Manama: Bahrain on Sunday ruled out returning its ambassador to Qatar soon, signalling that efforts to resolve the unprecedented rift within the Gulf Cooperation Council have yet to bear fruit.

Saudi Arabia, Bahrain and the UAE recalled their ambassadors from Doha in March, accusing Doha of failing to abide by an accord not to interfere in each others’ internal affairs.

The three GCC states are angry at Qatar’s support for the Muslim Brotherhood.

The Gulf Arab states in April agreed on steps to try to heal the rift.

But Bahrain state news agency BNA said on Sunday the foreign minister, Shaikh Khalid Bin AhmAd Al Khalifa, speaking about a GCC meeting in Saudi Arabia on Saturday to assess progress in efforts to end the dispute, had said: “Bahrain’s ambassador to Qatar will not return to resume his duties in Doha at the present time”.
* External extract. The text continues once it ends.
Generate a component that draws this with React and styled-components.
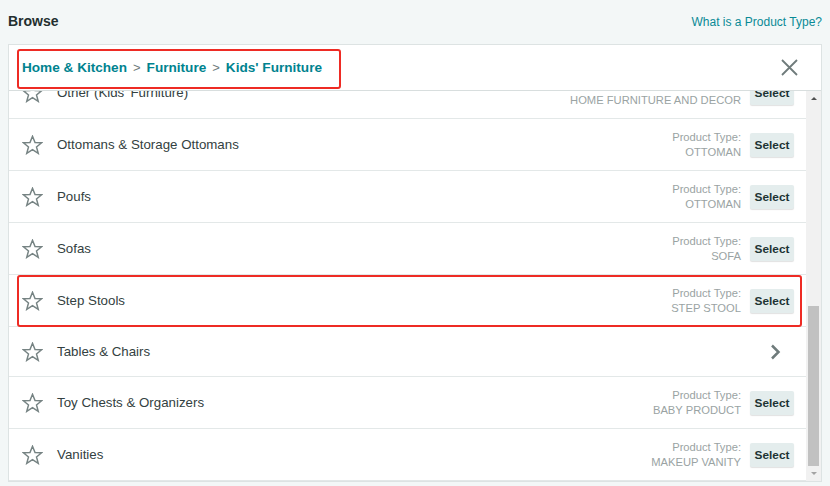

“The GCC committees are still working on overcoming differences,” the agency quoted the minister as saying.

The Muslim Brotherhood has been declared a terrorist organisation by Saudi Arabia, in a move precipitated by the Egyptian army’s overthrow of Islamist President Mohammad Mursi last year.

Saudi Arabia and the UAE resent Doha’s sheltering of prominent Brotherhood preacher Yousuf Al Qaradawi, a critic of the two states’ rulers, and his regular air time on Qatar’s pan-Arab satellite channel Al Jazeera and on Qatari state television.

Qatar has said that its foreign policy is “non-negotiable”.